Izin Operasional dan Sengketa Lahan
Bupati SBB Asri Arman menerima langsung perwakilan karyawan di ruang kerjanya. Ia menegaskan bahwa pemerintah daerah berkomitmen memperjuangkan agar aktivitas PT SIM bisa tetap berjalan. Namun, menurutnya ada persoalan yang masih harus diselesaikan antara perusahaan dan pemerintah provinsi terkait izin operasional serta sengketa lahan.
“Kami akan terus melakukan komunikasi dengan pihak perusahaan dan juga pemerintah provinsi. Harapan kita semua, PT SIM tidak menutup usahanya sehingga tenaga kerja lokal tetap terserap,” kata Bupati.
Sementara itu, perwakilan manajemen PT SIM menyampaikan bahwa perusahaan tidak berkeinginan hengkang dari SBB. Pihaknya menegaskan komitmen untuk tetap beroperasi dan melanjutkan investasi, selama ada kepastian hukum serta dukungan pemerintah terkait status lahan dan perizinan.
“PT SIM berkomitmen tetap beroperasi di Seram Bagian Barat. Kami hadir untuk membangun daerah ini bersama masyarakat, namun kami juga berharap pemerintah daerah dan provinsi memberikan kepastian agar perusahaan bisa berjalan lancar tanpa gangguan,” jelas manajemen PT SIM.
Keputusan Hentikan Aktivitas Permanen
Terungkap, PT Spice Islands Maluku (SIM) ternyata telah memutuskan untuk menghentikan permanen aktivitas pengelolaan pisang abaka, di Kabupaten SBB, efektif 30 september.

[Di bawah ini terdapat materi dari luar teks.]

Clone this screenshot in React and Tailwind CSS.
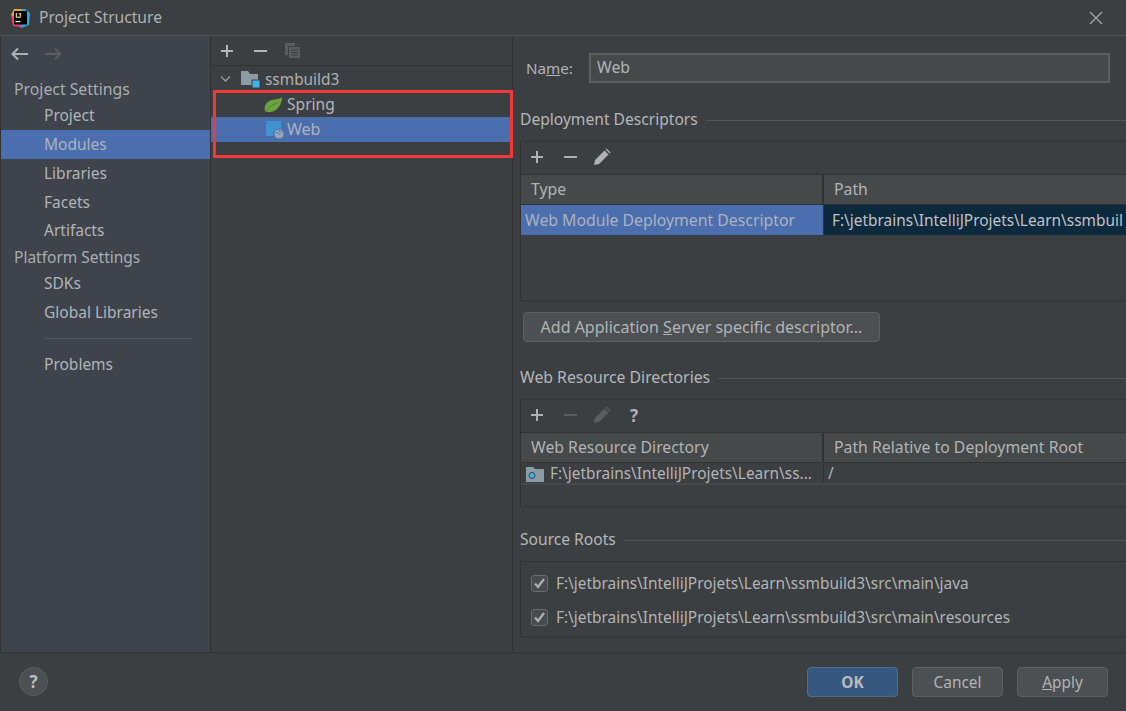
function Plus({ className = "" }) {
  return (
    <svg width="14" height="14" viewBox="0 0 14 14" className={className}>
      <path d="M1 7h12M7 1v12" stroke="currentColor" strokeWidth="2" />
    </svg>
  );
}
function Minus({ className = "" }) {
  return (
    <svg width="14" height="14" viewBox="0 0 14 14" className={className}>
      <path d="M1 7h13" stroke="currentColor" strokeWidth="2" />
    </svg>
  );
}
function Pencil({ className = "" }) {
  return (
    <svg width="18" height="18" viewBox="0 0 18 18" className={className}>
      <path d="M1 17l1-5L11.5 2.5l4 4L6 16z M12.6 1.4l1-1 4 4-1 1z" fill="currentColor" />
    </svg>
  );
}
function Toolbar({ children, className = "" }) {
  return <div className={`flex h-[32px] items-center pb-[2px] ${className}`}>{children}</div>;
}
function SectionTitle({ children, className = "" }) {
  return (
    <div className={`flex h-[20px] items-center gap-2 text-[#b4b7b9] ${className}`}>
      <span className="whitespace-nowrap">{children}</span>
      <div className="h-px flex-1 bg-[#52565a]" />
    </div>
  );
}
function Section({ children, className = "text-[15.8px]" }) {
  return <div className={`flex h-[26px] items-center whitespace-nowrap pl-[13px] text-[#a9adb0] ${className}`}>{children}</div>;
}
function Item({ children, className = "h-[26px] text-[#b1b4b6]" }) {
  return <div className={`flex items-center whitespace-nowrap pl-[43px] text-[15.5px] ${className}`}>{children}</div>;
}
function Check() {
  return (
    <div className="flex h-[17px] w-[17px] shrink-0 items-center justify-center rounded-[3px] border border-[#6b6b6b] bg-[#474b4d]">
      <svg width="13" height="13" viewBox="0 0 13 13">
        <path d="M2 6.5l3 3.5L11 2" stroke="#b0b0b0" strokeWidth="2.2" fill="none" />
      </svg>
    </div>
  );
}
function Button({ children, primary, className = "" }) {
  return (
    <div
      className={`flex h-[30px] w-[91px] items-center justify-center rounded-[4px] border pt-[2px] text-[15.4px] ${primary ? "border-[#4c708c] bg-[#365880] font-bold text-[#bbbbbb]" : "border-[#5e6060] bg-[#4c5052] text-[#b1b4b6]"} ${className}`}
    >
      {children}
    </div>
  );
}

export default function App() {
  return (
    <div
      className="relative flex h-[711px] w-[1126px] flex-col overflow-hidden bg-[#3c3f41] text-[#bbbbbb]"
      style={{ fontFamily: '"Noto Sans", "Open Sans", sans-serif' }}
    >
      {/* title bar */}
      <div className="flex h-[36px] shrink-0 items-center border-b border-[#515557] pl-[10px] pr-[23px]">
        <svg width="20" height="20" viewBox="0 0 20 20" className="shrink-0">
          <path d="M6 1h9l5 4-1 12-8 3-4-3z" fill="#2fa8e0" />
          <path d="M1 7l3-6 8 0 0 9-8 5z" fill="#f9a11b" />
          <path d="M1 7l2 11 9 1-4-9z" fill="#fc3a79" />
          <rect x="4" y="3" width="13" height="13.5" fill="#000" />
          <text x="5.6" y="10" fontSize="6.5" fontWeight="700" fill="#fff" fontFamily="Liberation Sans">IJ</text>
          <rect x="5.5" y="13" width="5" height="1.2" fill="#fff" />
        </svg>
        <span className="ml-[9px] pt-[1px] text-[15.6px] text-[#afb1b3]">Project Structure</span>
        <svg width="14" height="14" viewBox="0 0 14 14" className="ml-auto">
          <path d="M1 1l12 12M13 1L1 13" stroke="#a8a8a8" strokeWidth="1.2" />
        </svg>
      </div>

      {/* body */}
      <div className="flex min-h-0 flex-1">
        {/* sidebar */}
        <div className="flex w-[211px] shrink-0 flex-col border-x border-[#323232] bg-[#3e434c]">
          <div className="flex h-[36px] shrink-0 items-center gap-[15px] pl-[10px]">
            <svg width="18" height="14" viewBox="0 0 18 14">
              <path d="M17 7H2M7 1.5L1.5 7 7 12.5" stroke="#afb1b3" strokeWidth="2" fill="none" />
            </svg>
            <svg width="18" height="14" viewBox="0 0 18 14">
              <path d="M1 7h15M11 1.5L16.5 7 11 12.5" stroke="#5b5e60" strokeWidth="2" fill="none" />
            </svg>
          </div>
          <div className="mt-[5px]">
            <Section>Project Settings</Section>
            <Item>Project</Item>
            <Item className="mt-[1px] h-[29px] bg-[#4b6eaf] text-[#adb2bb]">Modules</Item>
            <Item className="h-[29px] text-[#b1b4b6]">Libraries</Item>
            <Item className="h-[29px] text-[#b1b4b6]">Facets</Item>
            <Item className="h-[28px] text-[#b1b4b6]">Artifacts</Item>
            <Section className="text-[15.5px]">Platform Settings</Section>
            <Item>SDKs</Item>
            <Item className="h-[32px] text-[#b1b4b6]">Global Libraries</Item>
            <div className="ml-[43px] mr-[18px] mt-[9px] h-px bg-[#52565a]" />
            <Item className="mt-[13px] h-[26px] text-[#b1b4b6]">Problems</Item>
          </div>
        </div>

        {/* tree */}
        <div className="flex w-[302px] shrink-0 flex-col border-r border-[#323232]">
          <div className="flex h-[30px] shrink-0 items-center gap-[19px] border-b border-[#323232] pl-[9px] text-[#b4b6b8]">
            <Plus />
            <Minus />
            <svg width="17" height="17" viewBox="0 0 17 17" className="-ml-[2px]">
              <path d="M1 1h10v3H4v9H1z" fill="#5a5d5f" />
              <rect x="5" y="5" width="11" height="11" fill="#5a5d5f" />
              <path d="M7 8h7M7 10.5h7M7 13h7" stroke="#3c3f41" strokeWidth="1" />
            </svg>
          </div>
          <div className="flex h-[26px] items-center pl-[9px] text-[15.4px] text-[#afb1b3]">
            <svg width="11" height="8" viewBox="0 0 11 8">
              <path d="M1 1.5l4.5 4.5L10 1.5" stroke="#9a9c9e" strokeWidth="1.3" fill="none" />
            </svg>
            <svg width="19" height="18" viewBox="0 0 19 18" className="ml-[10px] shrink-0">
              <path d="M0 1h7l2 3h8v11H0z" fill="#8c9ba6" />
              <rect x="11" y="10" width="8" height="8" fill="#3db3e6" stroke="#3c3f41" />
            </svg>
            <span className="ml-[5px] pt-[2px]">ssmbuild3</span>
          </div>
          <div className="flex h-[25px] items-center pl-[53px] text-[15.6px] text-[#b1b4b6]">
            <svg width="19" height="16" viewBox="0 0 19 16" className="shrink-0">
              <path d="M18 0C18 6 15 12 10 14 7 15.5 3 15.5 1 14-.5 9 3 4 8 3c4-.5 8-1 10-3z" fill="#6ba33f" />
              <path d="M2 14C6 9 9 8 13 6" stroke="#4a7a30" strokeWidth="0.8" fill="none" />
            </svg>
            <span className="ml-[4px]">Spring</span>
          </div>
          <div className="flex h-[25px] items-center bg-[#4b6eaf] pl-[55px] text-[16px] text-[#adb2bb]">
            <svg width="18" height="18" viewBox="0 0 18 18" className="shrink-0">
              <rect x="0" y="0" width="15" height="15" fill="#3f94d0" />
              <circle cx="13" cy="13" r="5" fill="#9aa7b5" stroke="#4b6eaf" />
              <path d="M10 12c2-1 3 0 4 2M13 9c1 2 2 2 3 2" stroke="#4b6eaf" strokeWidth="1" fill="none" />
            </svg>
            <span className="mb-[2px] ml-[3px]">Web</span>
          </div>
        </div>

        {/* details */}
        <div className="flex min-w-0 flex-1 flex-col pl-[7px]">
          <div className="mt-[17px] flex h-[30px] items-center pl-[6px]">
            <span className="w-[63px] text-[15.2px] text-[#b1b4b6]">
              Na<span className="underline">m</span>e:
            </span>
            <div className="flex h-[30px] w-[521px] items-center border-2 border-[#5b5e5f] bg-[#45494a] pl-[6px] text-[15.8px] text-[#b1b4b6]">
              Web
            </div>
          </div>

          <SectionTitle className="mt-[27px] text-[15.6px]">Deployment Descriptors</SectionTitle>
          <div className="mt-[11px] h-[160px] border border-r-0 border-[#323232]">
            <Toolbar className="gap-[19px] pl-[9px] text-[#afb1b3]">
              <Plus />
              <Minus />
              <Pencil className="-ml-[3px]" />
            </Toolbar>
            <div className="flex h-[31px] border-y border-y-[#323232] bg-[#45494a] text-[15.8px] text-[#b1b4b6]">
              <div className="flex w-[303px] items-center border-r-2 border-[#323232] pl-[10px]">Type</div>
              <div className="flex flex-1 items-center pl-[10px]">Path</div>
            </div>
            <div className="flex h-[30px] text-[15.8px]">
              <div className="flex w-[302px] items-center overflow-hidden whitespace-nowrap bg-[#4b6eaf] pl-[4px] pt-[2px] text-[#adb2bb]">
                Web Module Deployment Descriptor
              </div>
              <div className="flex flex-1 items-center overflow-hidden whitespace-nowrap border-l border-[#323232] bg-[#0d293e] pl-[8px] pt-[2px] text-[15.4px] text-[#c0c2c4]">
                F:\jetbrains\IntelliJProjets\Learn\ssmbuil
              </div>
            </div>
          </div>
          <div className="ml-[3px] mt-[11px] flex h-[30px] w-[357px] items-center justify-center rounded-[4px] border border-[#5e6060] bg-[#4c5052] text-[16px] text-[#b1b4b6]">
            <span>Add Application <span className="underline">S</span>erver specific descriptor...</span>
          </div>

          <SectionTitle className="mt-[26px] text-[15.8px]">Web Resource Directories</SectionTitle>
          <div className="mt-[11px] h-[108px] border border-r-0 border-[#323232]">
            <Toolbar className="gap-[19px] pl-[9px] text-[#afb1b3]">
              <Plus />
              <Minus className="text-[#5a5d5f]" />
              <Pencil className="-ml-[3px] text-[#5a5d5f]" />
              <span className="text-[17px] font-bold leading-none text-[#afb1b3]">?</span>
            </Toolbar>
            <div className="flex h-[31px] border-y border-y-[#323232] bg-[#45494a] text-[15.8px] text-[#b1b4b6]">
              <div className="flex w-[303px] items-center border-r-2 border-[#323232] pl-[10px]">Web Resource Directory</div>
              <div className="flex flex-1 items-center whitespace-nowrap pl-[10px]">Path Relative to Deployment Root</div>
            </div>
            <div className="flex h-[22px] border-b-2 border-[#45494a] pt-[2px] text-[15.4px] text-[#b1b4b6]">
              <div className="flex w-[302px] items-center whitespace-nowrap pl-[5px]">
                <svg width="19" height="15" viewBox="0 0 19 15" className="mr-[5px] shrink-0">
                  <path d="M0 0h7l2 2h9v13H0z" fill="#8c9ba6" />
                  <circle cx="6" cy="8.5" r="3" fill="#3db3e6" stroke="#3c3f41" />
                </svg>
                F:\jetbrains\IntelliJProjets\Learn\ss...
              </div>
              <div className="flex flex-1 items-center border-l border-[#323232] pl-[4px]">/</div>
            </div>
          </div>

          <SectionTitle className="mt-[23px] text-[15.6px]">Source Roots</SectionTitle>
          <div className="mt-[11px] flex h-[76px] flex-col justify-center gap-[17px] border border-r-0 border-[#323232] pl-[10px] pt-[3px] text-[15.4px] text-[#b1b4b6]">
            <div className="flex h-[17px] items-center gap-[8px] whitespace-nowrap">
              <Check />
              F:\jetbrains\IntelliJProjets\Learn\ssmbuild3\src\main\java
            </div>
            <div className="flex h-[17px] items-center gap-[8px] whitespace-nowrap">
              <Check />
              F:\jetbrains\IntelliJProjets\Learn\ssmbuild3\src\main\resources
            </div>
          </div>
        </div>
      </div>

      {/* footer */}
      <div className="flex h-[59px] shrink-0 items-center border-t border-[#323232] pb-[1px] pl-[19px] pr-[18px]">
        <div className="flex h-[29px] w-[29px] items-center justify-center rounded-full border border-[#5a5e60] bg-[#4c5052] text-[17px] font-bold text-[#bdbdbd]">
          ?
        </div>
        <Button primary className="ml-auto">OK</Button>
        <Button className="ml-[14px]">Cancel</Button>
        <Button className="ml-[14px]">
          <span><span className="underline">A</span>pply</span>
        </Button>
      </div>

      {/* annotation */}
      <div className="absolute left-[213px] top-[90px] h-[68px] w-[300px] border-[3px] border-[#f03a3a]" />
    </div>
  );
}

Langkah hengkangnya PT SIM disampaikan dalam rapat koordinasi bersama Gubernur Maluku Hendrik Lewerissa, Sekda, pimpinan dan anggota DPRD SBB, serta jajaran OPD Pemprov, yakni Kadis PTSP, Kadis Pertanian, dan Asisten Sekda, Rabu malam.
Juru Bicara Pemprov Maluku, Kasrul Selang, menjelaskan, pertemuan ini digelar setelah tim Pemda SBB kembali dari serangkaian mediasi dengan masyarakat Kawa Pelita Jaya.
Menurut laporan, Pemda dan DPRD SBB telah memfasilitasi sedikitnya empat kali pertemuan antara perusahaan dengan masyarakat. Namun, saat mediasi terakhir, PT SIM justru walk out dan menunjukkan surat penghentian permanen investasi. Padahal, dari 800 hektare izin, perusahaan baru mengelola sekitar 600 hektare, dengan hanya 15 hektare yang dipermasalahkan warga.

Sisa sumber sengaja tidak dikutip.